My friend and fellow blogger Sean at Just a Jeep Guy recently posted his comparison between the British miniseries "Dead Set" and AMC's "The Walking Dead." To be fair, I have not seen "Dead Set," so I can't comment on it objectively. I know its premise - Participants in the BBC version of the so-called 'reality' show "Big Brother" find themselves the only survivors of the Zombie Holocaust. It starred the BBC version's real host and was a massive hit across the pond. It was run on IFC in it's entirety on Halloween, but my provider doesn't carry IFC, so I have to wait for the DVD version.
That having been said, Sean then goes on to list to the things he finds 'wrong' in Frank Darabont's groundbreaking "The Walking Dead." Needless to say, Uncle P had to take his friend to task for being just a bit closed-minded when it comes to the "Rules" of zombie fiction.
Among his objections (in red) and my responses to them:
"Zombies don't eat animals so the horse and rat should still be alive and well." - In George Romero's original Night of the Living Dead, zombies are shown eating insects, which means they are not limited to dining on human flesh. And in my 2004 screenplay Army of the Dead, a character says he saw "a bunch of 'em take down a horse in Central Park."

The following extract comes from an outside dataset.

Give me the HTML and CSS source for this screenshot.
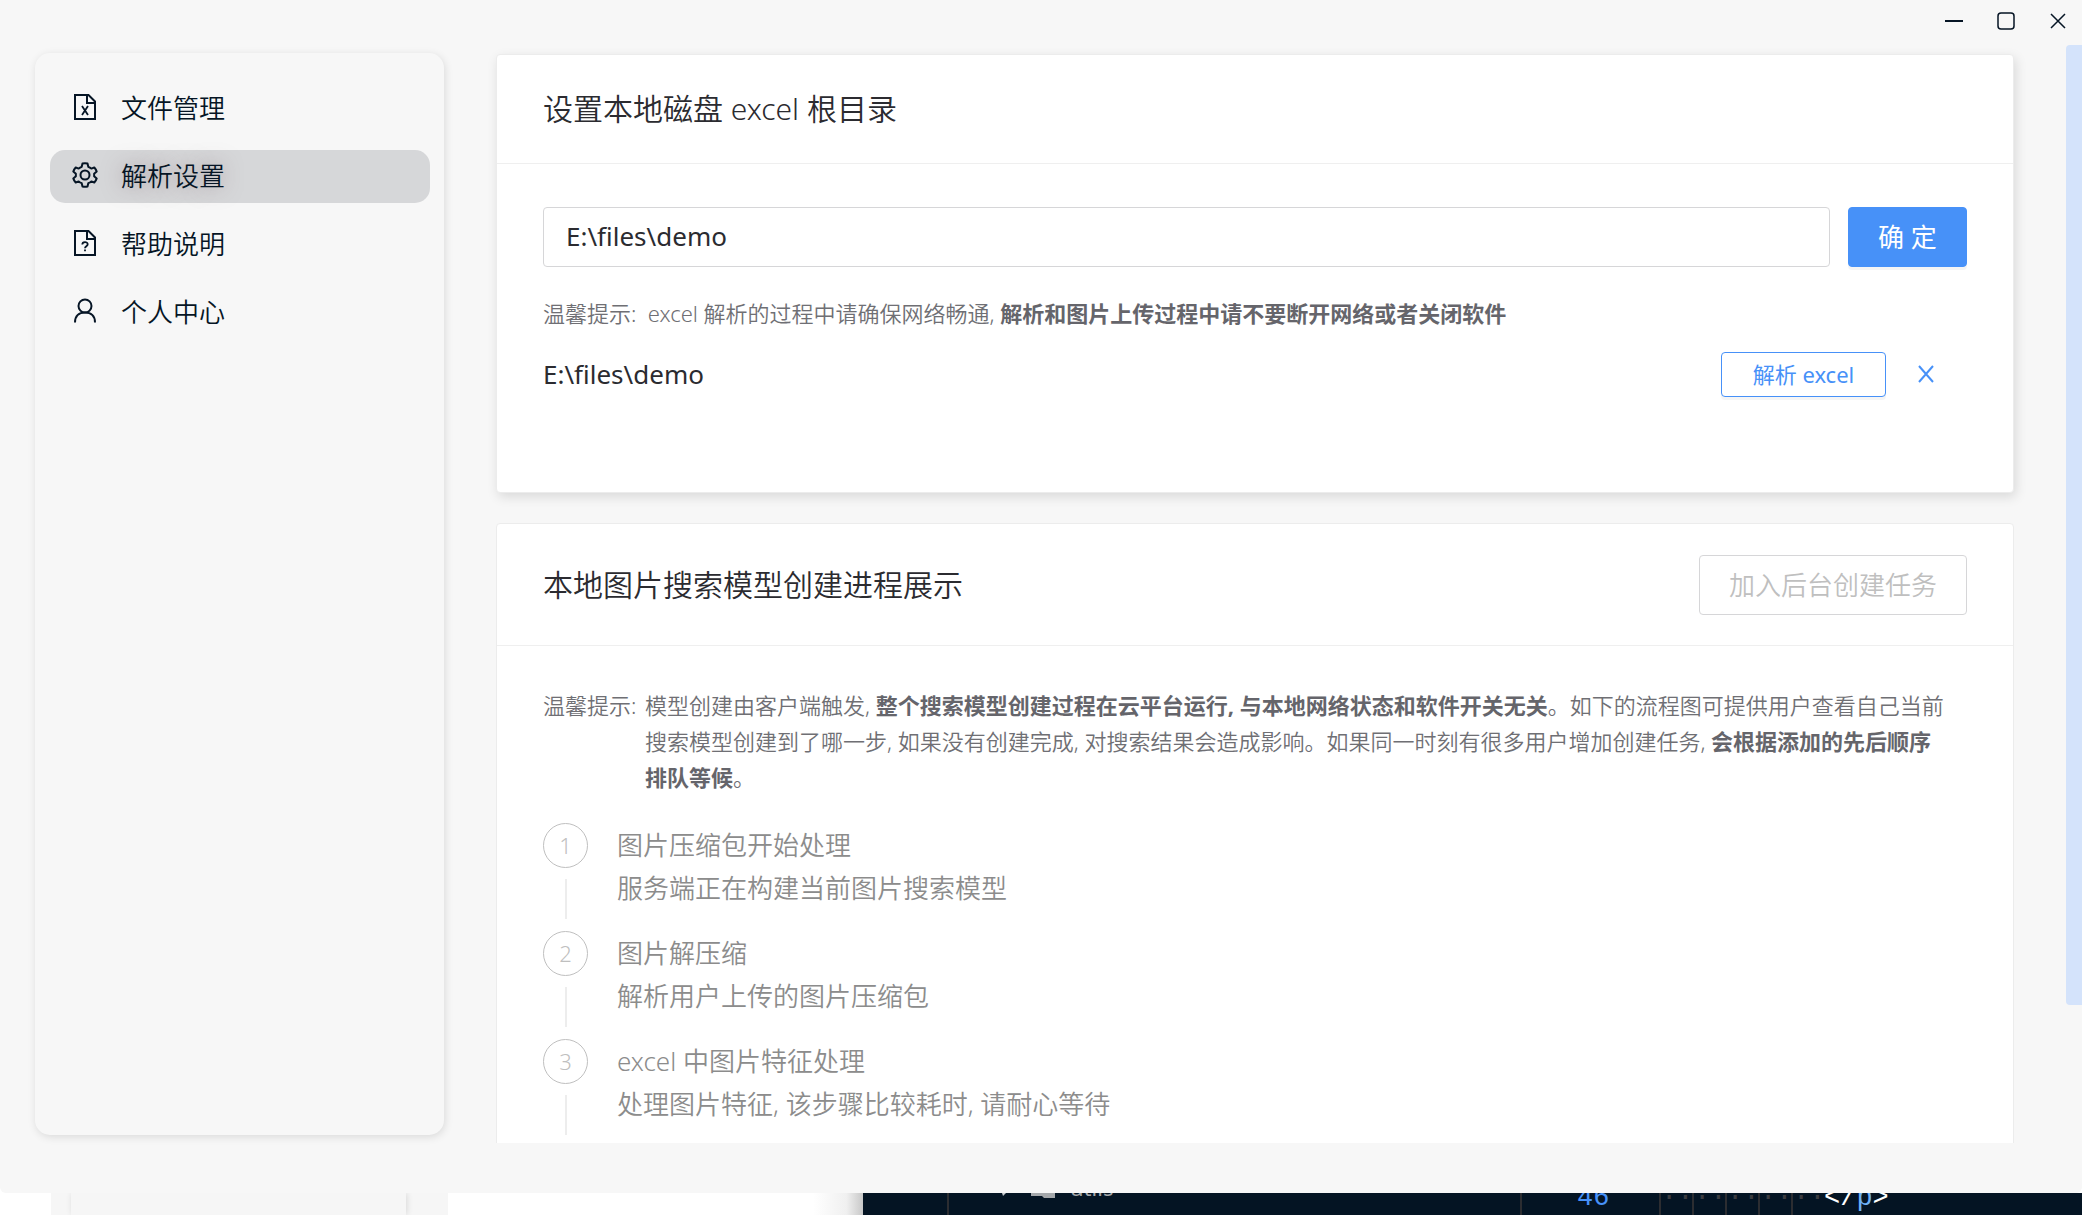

"Zombies have heightened senses and so are attracted to noise and human smells which cannot be covered up by covering yourself in zombie blood and body parts." - Zombie's senses have never been really explored, except in 1985's Return of the Living Dead, written by Dan O'Bannon (Alien) and original Romero collaborator, John Russo. The only sense they express in that movie is pain, and they say (Romero's zombies had never spoken before) that eating brains eases the pain of being dead. This is also the movie that introduced the idea that zombies are primarily interested in brains. Before that, they were only interested in living flesh.
"Zombies, like these in TWD, do not have the ability to think and therefore would not use rocks to break windows. Also, they shouldn't have the ability to climb ladders or fences." - Romero first introduced the idea of a thinking zombie in 1985's Day of the Dead, in which the zombie Bub expresses rudimentary memory such as shaving, using a phone and saluting. And in Romero's 2005 movie Land of the Dead, the zombies figure out that the lights across lake mean people are present, so there is no reason they shouldn't be able to use tools or climb ladders.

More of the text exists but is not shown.